Pekanbaru, Riau | Praktik Pertambangan Tanpa Izin (PETI) di Kabupaten Kuantan Singingi (Kuansing), Provinsi Riau, seakan tak pernah benar-benar berhenti. Alih-alih berkurang, aktivitas tambang ilegal justru kian masif dan terang-terangan, bahkan menggunakan alat berat jenis eskavator di sejumlah titik sepanjang aliran sungai Kuantan.
Padahal, data Kementerian Energi dan Sumber Daya Mineral (ESDM) per November 2024 mencatat sedikitnya 2.000 titik PETI tersebar di seluruh Indonesia. Akibat aktivitas tambang ilegal tersebut, negara diperkirakan merugi hingga triliunan rupiah setiap tahun — baik dari potensi pajak, kerusakan lingkungan, hingga hilangnya sumber daya alam yang tidak tercatat.
Koordinasi Lemah dan Pembiaran Sistemik
Seorang pengamat hukum dan kebijakan pertambangan di Pekanbaru, Andika, menilai akar persoalan PETI terletak pada koordinasi antar lembaga yang masih lemah, serta adanya pembiaran yang sudah berlangsung lama.
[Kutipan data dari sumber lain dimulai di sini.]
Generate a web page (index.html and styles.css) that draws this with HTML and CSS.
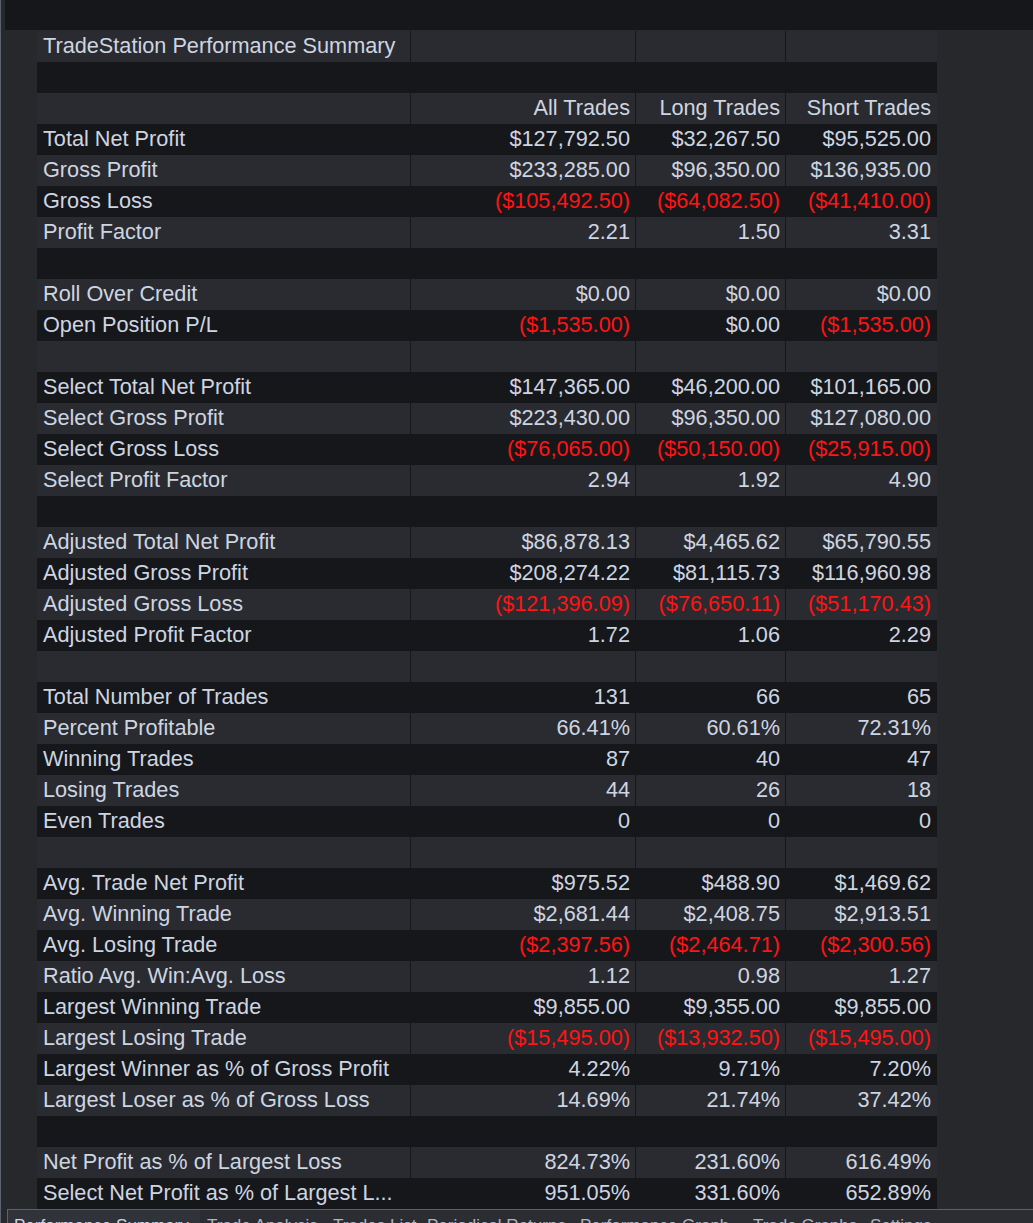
FILE: index.html
```html
<!DOCTYPE html>
<html>
<head>
<meta charset="utf-8">
<title>TradeStation Performance Summary</title>
<link rel="stylesheet" href="styles.css">
</head>
<body>
<div class="window">
  <div class="topbar"></div>
  <div class="content">
    <div class="grid">
      <div class="row"><div class="c lbl">TradeStation Performance Summary</div><div class="c"></div><div class="c"></div><div class="c"></div></div>
      <div class="row"><div class="c"></div><div class="c"></div><div class="c"></div><div class="c"></div></div>
      <div class="row"><div class="c lbl"></div><div class="c">All Trades</div><div class="c">Long Trades</div><div class="c">Short Trades</div></div>
      <div class="row"><div class="c lbl">Total Net Profit</div><div class="c">$127,792.50</div><div class="c">$32,267.50</div><div class="c">$95,525.00</div></div>
      <div class="row"><div class="c lbl">Gross Profit</div><div class="c">$233,285.00</div><div class="c">$96,350.00</div><div class="c">$136,935.00</div></div>
      <div class="row"><div class="c lbl">Gross Loss</div><div class="c neg">($105,492.50)</div><div class="c neg">($64,082.50)</div><div class="c neg">($41,410.00)</div></div>
      <div class="row"><div class="c lbl">Profit Factor</div><div class="c">2.21</div><div class="c">1.50</div><div class="c">3.31</div></div>
      <div class="row"><div class="c"></div><div class="c"></div><div class="c"></div><div class="c"></div></div>
      <div class="row"><div class="c lbl">Roll Over Credit</div><div class="c">$0.00</div><div class="c">$0.00</div><div class="c">$0.00</div></div>
      <div class="row"><div class="c lbl">Open Position P/L</div><div class="c neg">($1,535.00)</div><div class="c">$0.00</div><div class="c neg">($1,535.00)</div></div>
      <div class="row"><div class="c"></div><div class="c"></div><div class="c"></div><div class="c"></div></div>
      <div class="row"><div class="c lbl">Select Total Net Profit</div><div class="c">$147,365.00</div><div class="c">$46,200.00</div><div class="c">$101,165.00</div></div>
      <div class="row"><div class="c lbl">Select Gross Profit</div><div class="c">$223,430.00</div><div class="c">$96,350.00</div><div class="c">$127,080.00</div></div>
      <div class="row"><div class="c lbl">Select Gross Loss</div><div class="c neg">($76,065.00)</div><div class="c neg">($50,150.00)</div><div class="c neg">($25,915.00)</div></div>
      <div class="row"><div class="c lbl">Select Profit Factor</div><div class="c">2.94</div><div class="c">1.92</div><div class="c">4.90</div></div>
      <div class="row"><div class="c"></div><div class="c"></div><div class="c"></div><div class="c"></div></div>
      <div class="row"><div class="c lbl">Adjusted Total Net Profit</div><div class="c">$86,878.13</div><div class="c">$4,465.62</div><div class="c">$65,790.55</div></div>
      <div class="row"><div class="c lbl">Adjusted Gross Profit</div><div class="c">$208,274.22</div><div class="c">$81,115.73</div><div class="c">$116,960.98</div></div>
      <div class="row"><div class="c lbl">Adjusted Gross Loss</div><div class="c neg">($121,396.09)</div><div class="c neg">($76,650.11)</div><div class="c neg">($51,170.43)</div></div>
      <div class="row"><div class="c lbl">Adjusted Profit Factor</div><div class="c">1.72</div><div class="c">1.06</div><div class="c">2.29</div></div>
      <div class="row"><div class="c"></div><div class="c"></div><div class="c"></div><div class="c"></div></div>
      <div class="row"><div class="c lbl">Total Number of Trades</div><div class="c">131</div><div class="c">66</div><div class="c">65</div></div>
      <div class="row"><div class="c lbl">Percent Profitable</div><div class="c">66.41%</div><div class="c">60.61%</div><div class="c">72.31%</div></div>
      <div class="row"><div class="c lbl">Winning Trades</div><div class="c">87</div><div class="c">40</div><div class="c">47</div></div>
      <div class="row"><div class="c lbl">Losing Trades</div><div class="c">44</div><div class="c">26</div><div class="c">18</div></div>
      <div class="row"><div class="c lbl">Even Trades</div><div class="c">0</div><div class="c">0</div><div class="c">0</div></div>
      <div class="row"><div class="c"></div><div class="c"></div><div class="c"></div><div class="c"></div></div>
      <div class="row"><div class="c lbl">Avg. Trade Net Profit</div><div class="c">$975.52</div><div class="c">$488.90</div><div class="c">$1,469.62</div></div>
      <div class="row"><div class="c lbl">Avg. Winning Trade</div><div class="c">$2,681.44</div><div class="c">$2,408.75</div><div class="c">$2,913.51</div></div>
      <div class="row"><div class="c lbl">Avg. Losing Trade</div><div class="c neg">($2,397.56)</div><div class="c neg">($2,464.71)</div><div class="c neg">($2,300.56)</div></div>
      <div class="row"><div class="c lbl">Ratio Avg. Win:Avg. Loss</div><div class="c">1.12</div><div class="c">0.98</div><div class="c">1.27</div></div>
      <div class="row"><div class="c lbl">Largest Winning Trade</div><div class="c">$9,855.00</div><div class="c">$9,355.00</div><div class="c">$9,855.00</div></div>
      <div class="row"><div class="c lbl">Largest Losing Trade</div><div class="c neg">($15,495.00)</div><div class="c neg">($13,932.50)</div><div class="c neg">($15,495.00)</div></div>
      <div class="row"><div class="c lbl">Largest Winner as % of Gross Profit</div><div class="c">4.22%</div><div class="c">9.71%</div><div class="c">7.20%</div></div>
      <div class="row"><div class="c lbl">Largest Loser as % of Gross Loss</div><div class="c">14.69%</div><div class="c">21.74%</div><div class="c">37.42%</div></div>
      <div class="row"><div class="c"></div><div class="c"></div><div class="c"></div><div class="c"></div></div>
      <div class="row"><div class="c lbl">Net Profit as % of Largest Loss</div><div class="c">824.73%</div><div class="c">231.60%</div><div class="c">616.49%</div></div>
      <div class="row"><div class="c lbl">Select Net Profit as % of Largest L...</div><div class="c">951.05%</div><div class="c">331.60%</div><div class="c">652.89%</div></div>
    </div>
  </div>
  <div class="tabbar">
    <div class="tab active t1">Performance Summary</div>
    <div class="tab t2">Trade Analysis</div>
    <div class="tab t3">Trades List</div>
    <div class="tab t4">Periodical Returns</div>
    <div class="tab t5">Performance Graph</div>
    <div class="tab t6">Trade Graphs</div>
    <div class="tab t7">Settings</div>
  </div>
</div>
</body>
</html>
```
FILE: styles.css
```css
html, body {
  margin: 0;
  padding: 0;
  background: #27282c;
}
body {
  font-family: "Liberation Sans", Arial, sans-serif;
  color: #cdd5e0;
}
.window {
  height: 1223px;
  overflow: hidden;
  border-left: 1px solid #5c626d;
  box-sizing: border-box;
  background: #27282c;
}
.topbar {
  height: 30px;
  margin-left: 4px;
  background: #16171b;
}
.content {
  padding-top: 1px;
  padding-left: 36px;
}
.grid {
  width: 900px;
  display: flex;
  flex-direction: column;
}
.row {
  display: grid;
  grid-template-columns: 374px 225px 150px 151px;
  height: 31px;
}
.row:nth-child(odd) {
  background: #2a2b30;
}
.row:nth-child(even) {
  background: #16171b;
}
.c {
  font-size: 21.7px;
  line-height: 29px;
  padding-bottom: 2px;
  white-space: nowrap;
  overflow: hidden;
  text-align: right;
  padding-right: 5px;
  border-right: 1px solid #16171b;
}
.c:last-child {
  border-right: none;
  padding-right: 6px;
}
.c.lbl {
  text-align: left;
  padding-right: 0;
  padding-left: 6px;
}
.c.neg {
  color: #ff1414;
}
.tabbar {
  margin-left: 6px;
  border-top: 1px solid #5d6068;
  background: #2b2d32;
  height: 40px;
  display: flex;
}
.tab {
  font-size: 17px;
  line-height: 20px;
  padding-top: 6px;
  box-sizing: border-box;
  white-space: nowrap;
  color: #aeb6c2;
}
.tab.active {
  background: #30333a;
  border-left: 1px solid #5d6068;
  color: #cdd5e0;
}
.t1 { width: 193px; padding-left: 6px; }
.t2 { width: 126px; padding-left: 7px; }
.t3 { width: 94px; padding-left: 7px; }
.t4 { width: 153px; padding-left: 7px; }
.t5 { width: 173px; padding-left: 7px; }
.t6 { width: 117px; padding-left: 7px; }
.t7 { width: 160px; padding-left: 7px; }
```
“Ada beberapa faktor mengapa PETI masih terus terjadi. Pertama, ini soal koordinasi yang lemah antara Kementerian ESDM, KLHK, Kementerian Kehutanan, dan pemerintah daerah. Lalu yang kedua, soal pembiaran. Banyak pihak tahu, tapi tak ada tindakan nyata,” ujar Andika kepada media.
Sebelum berlakunya Undang-Undang Nomor 11 Tahun 2020 tentang Cipta Kerja, kewenangan perizinan tambang memang berada di tangan pemerintah daerah. Namun setelah regulasi itu berlaku, izin usaha pertambangan kembali ditarik ke pemerintah pusat melalui ESDM.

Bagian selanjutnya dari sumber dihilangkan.